The second uses CONTAINS to test if the word is present, then adds it or looks it up. It is the fastest for adding and slowest for looking up (because it looks up twice.)
The last uses an associative array default value to see if the retrieved value already exists. It provides a nice compromise speed.
All the examples have a "t" loop that runs twice. The first time the xN array is empty and must be filled in. The second time all the values will be already present.
// Three ways to build a lookup table. No clear winner!
// Goal: assign an integer, starting at 1, to each new
// entry. For timing purposes, use the integer as the
// key and the value. The key will be a string in real
// code. The value will be used as an index elsewhere.
explain = {"create new entry","use existing entry"};
N = 1e5; // several seconds at 1e5
/*
Use TRY to determine when an entry needs to be created.
On the "catch" create the entry. If there is no catch,
the value is already fetched. The "t" loop runs 20X
slower the first time because the "catch" is expensive.
But the second time the "t" loop is the fastest solution.
*/
x1 = [=> ];
For( t = 1, t <= 2, t += 1,
start = HP Time();
For( ix = 1, ix < N, ix += 1,
Try( y = x1[ix], y = (x1[ix] = ix) )
);
stop = HP Time();
Write( Eval Insert( "\!nTry method: ^char((stop - start)/1e6,5,3)^ seconds ^explain[t]^" ) );
);
/*
Use CONTAINS to determine if the entry needs to be created.
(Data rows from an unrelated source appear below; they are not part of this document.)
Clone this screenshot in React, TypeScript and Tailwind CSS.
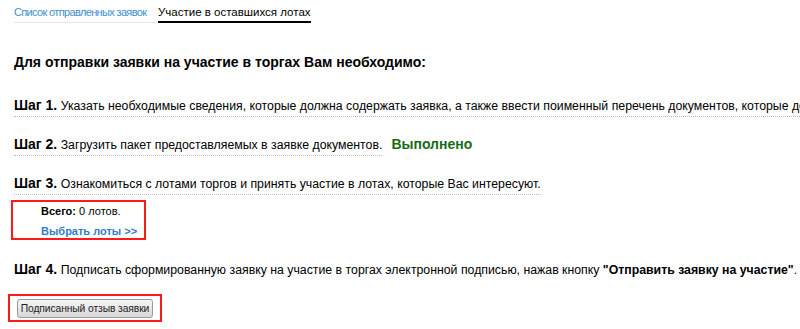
import React from "react";

export default function App() {
  const arial = { fontFamily: '"Liberation Sans", Arial, sans-serif' };
  return (
    <div className="w-[800px] h-[329px] overflow-hidden bg-white text-black" style={arial}>
      {/* Tabs */}
      <div className="flex pl-[14px] pt-[4px]">
        <div className="w-[144px] shrink-0 overflow-hidden pb-[2px] border-b border-[#e6e6e6] text-[#3d8fd2] text-[11px] tracking-[-0.65px] leading-[16px] whitespace-nowrap">
          Список отправленных заявок
        </div>
        <div className="pb-[1px] border-b-2 border-black text-black text-[11.5px] leading-[16px] whitespace-nowrap">
          Участие в оставшихся лотах
        </div>
      </div>

      <div className="pl-[14px]">
        <h1 className="mt-[29px] text-[14px] font-bold leading-[20px] whitespace-nowrap">
          Для отправки заявки на участие в торгах Вам необходимо:
        </h1>

        <div className="mt-[21px] h-[39px] whitespace-nowrap">
          <span className="inline-block border-b border-dotted border-[#b8b8b8] pb-[1px] text-[12.3px] leading-[17px]">
            <b className="text-[14px]">Шаг 1.</b> Указать необходимые сведения, которые должна содержать заявка, а также ввести поименный перечень документов, которые должны быть приложены к заявке.
          </span>
        </div>

        <div className="h-[39px] whitespace-nowrap">
          <span className="inline-block border-b border-dotted border-[#b8b8b8] pb-[1px] text-[12.3px] leading-[17px]">
            <b className="text-[14px]">Шаг 2.</b> Загрузить пакет предоставляемых в заявке документов.
          </span>
          <span className="ml-[9px] text-[14px] font-bold text-[#176b17] leading-[17px]">Выполнено</span>
        </div>

        <div className="whitespace-nowrap h-[19px]">
          <span className="inline-block border-b border-dotted border-[#b8b8b8] pb-[1px] text-[12.3px] leading-[17px]">
            <b className="text-[14px]">Шаг 3.</b> Ознакомиться с лотами торгов и принять участие в лотах, которые Вас интересуют.
          </span>
        </div>
      </div>

      <div className="ml-[11px] mt-[10px] w-[135px] h-[40px] border-2 border-[#ff1a1a] pl-[28px] pt-[2px] text-[11px]">
        <div className="leading-[14px] whitespace-nowrap">
          <b>Всего:</b> 0 лотов.
        </div>
        <div className="mt-[6px] leading-[14px] font-bold text-[#2e7fc6] whitespace-nowrap">Выбрать лоты &gt;&gt;</div>
      </div>

      <div className="pl-[14px] mt-[21px] h-[17px] whitespace-nowrap text-[12.3px] leading-[17px]">
        <b className="text-[14px]">Шаг 4.</b> Подписать сформированную заявку на участие в торгах электронной подписью, нажав кнопку{" "}
        <b>"Отправить заявку на участие"</b>.
      </div>

      <div className="ml-[8px] mt-[16px] w-[154px] h-[28px] border-2 border-[#ff1a1a] pl-[7px] pt-[3px]">
        <button
          className="flex items-center justify-center w-[136px] h-[19px] whitespace-nowrap text-[10.3px] tracking-[-0.1px] text-[#222] border border-[#9a9a9a] rounded-[3px] bg-gradient-to-b from-[#f6f6f6] to-[#d8d8d8]"
          style={arial}
        >
          Подписанный отзыв заявки
        </button>
      </div>
    </div>
  );
}
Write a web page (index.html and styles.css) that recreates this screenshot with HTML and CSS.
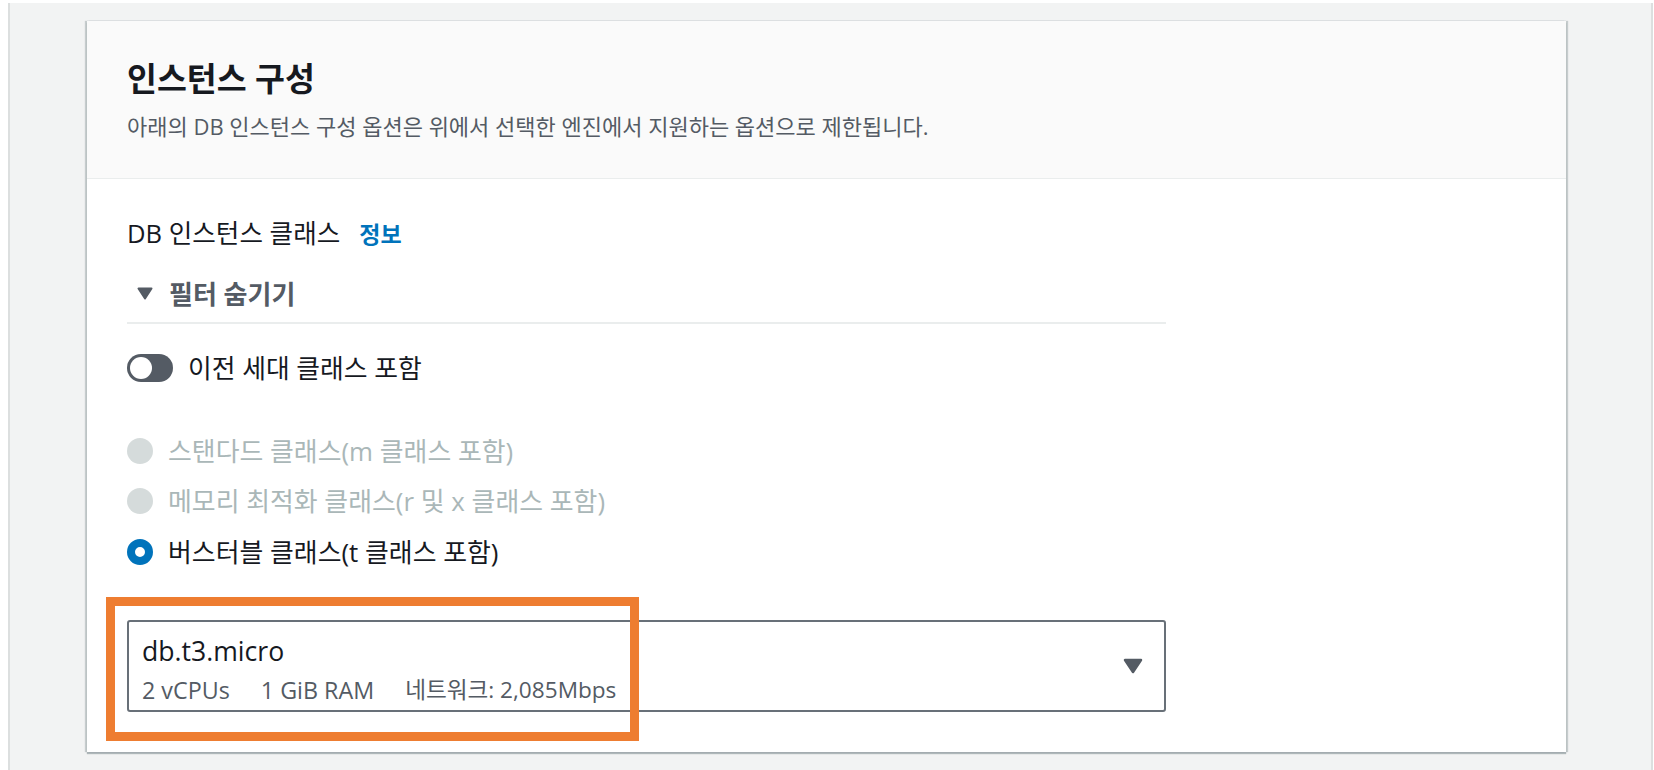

Use the if's "then" clause to fetch the existing index or
"else" clause to create a new entry. The "t" loop has the
fastest speed on the first run, by far, and the slowest
speed on the second run.
*/
x2 = [=> ];
For( t = 1, t <= 2, t += 1,
start = HP Time();
For( ix = 1, ix < N, ix += 1,
If( Contains( x2, ix ),
y = x2[ix],
y = (x2[ix] = ix)
)
);
stop = HP Time();
Write( Eval Insert( "\!nContains method: ^char((stop - start)/1e6,5,3)^ seconds ^explain[t]^" ) );
);
/*
Use a DEFAULT value to determine if the entry needs to be
created. Fetch the value for the entry, check for the default
and create if needed. This gives an between value for both
"t" loops. It might be a good compromise choice if no extra
testing will be done and 0 can be used as a default. !y,
below, is faster than y==0.
*/
x3 = [=> 0];
For( t = 1, t <= 2, t += 1,
start = HP Time();
For( ix = 1, ix < N, ix += 1,
y = x3[ix];
If( !y, y = (x3[ix] = ix) );
);
stop = HP Time();
Write( Eval Insert( "\!ndefault 0 method: ^char((stop - start)/1e6,5,3)^ seconds ^explain[t]^" ) );
);
// quick test... the lack of a default value in x1 and x2
// makes them compare not equal, so add it before testing.
x1 << setdefaultvalue( 0 );
x2 << setdefaultvalue( 0 );
Show( x1 == x2, x1 == x3 );
Try method: 2.851 seconds create new entry
Try method: 0.099 seconds use existing entry
Contains method: 0.209 seconds create new entry
Contains method: 0.151 seconds use existing entry
default 0 method: 0.259 seconds create new entry
default 0 method: 0.117 seconds use existing entry
x1 == x2 = 1;
x1 == x3 = 1;
In red, TRY and CONTAINS provide the fastest times for existing and new entries. In green, DEFAULT 0 might be a good compromise. It really depends on how many entries will be created, and how many times they will be looked up.